Im beginnenden 20. Jahrhundert wurde das Thema Stillleben von den Künstlern besonders wertgeschätzt wegen der vielseitigen Möglichkeiten mit Form, Inhalt und Bedeutung zu experimentieren. So schafft Max Beckmann zum Beispiel mit seinem „Stillleben mit grüner Kerze“ einen dicht gedrängten Bildraum, der mit dem aggressiven Rot der Blüten und dem antagonistischen Grün der Kerze neben dem harmlosen Interieur mit Stillleben noch einen zweiten obskuren Subtext schreibt. Mit dem Bild „Winterapfel“ überschreitet Franz Radziwill die Gattungsgrenzen, so dass eine Gleichzeitigkeit von Stillleben und Landschaft entsteht. Die Aufbruchstimmung in der Kunst zu Beginn des 20. Jahrhunderts und die tief greifenden gesellschaftlichen und politischen Umbrüche wie auch die verheerenden Kriege in der ersten Hälfte des 20. Jahrhunderts spiegeln sich ebenso in der Kunst wider, wie die Sehnsucht nach Natur und heiler Welt. Städte mit stürzenden, kippenden Fassaden und rauchenden Kaminen stehen in Kontrast zu idyllischen Landschaften. Kühle, neusachliche Interieurs stehen expressiven Stillleben gegenüber, die jede Art von Idylle verweigern.

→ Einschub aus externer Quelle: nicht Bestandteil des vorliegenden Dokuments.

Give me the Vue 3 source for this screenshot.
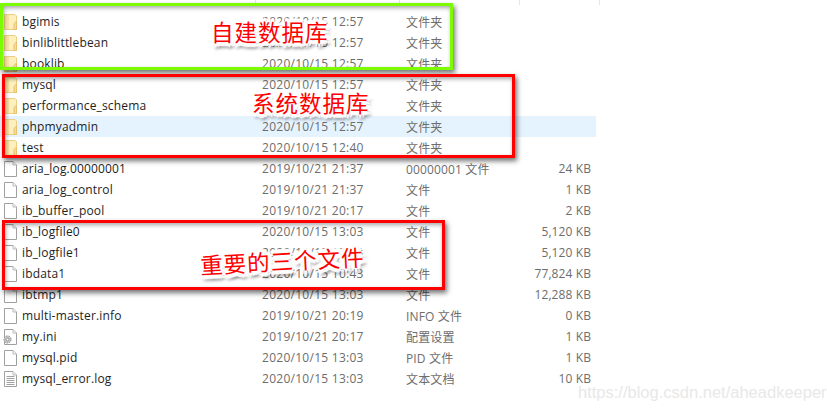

Viele der Künstler, deren Werke diese Ausstellung präsentiert, waren unter der nationalsozialistischen Diktatur als „entartet“ verfemt, mit Ausstellungsverbot belegt oder verfolgt.

Nur die bereits international bekannten Künstler konnten nach 1945 ihre Laufbahn erfolgreich fortsetzen. Trotz eines qualitätvollen eigenständigen Werks gelang es den in den dreißiger Jahren noch wenig bekannten gegenständlichen Malern häufig nicht mehr sich in der überregionalen Kunstszene zu etablieren, denn die Kunstwelt wandte sich ab 1950 der Weltsprache der abstrakten Malerei zu. Diesen Künstlern, die der so genannten „verschollenen Generation“ angehören, ist in der Ausstellung ein besonderes Gewicht gegeben.

Heute wird das Schaffen der „verschollenen Generation“ in zunehmendem Maße entdeckt und in seiner Qualität erkannt und gewürdigt. Das ist vor allem den kenntnisreichen Sammlern zu verdanken, die unabhängig von Modeströmungen dieses Kapitel der deutschen Kunstgeschichte sammeln und durch Ausstellungen in den Blickpunkt der Öffentlichkeit rücken.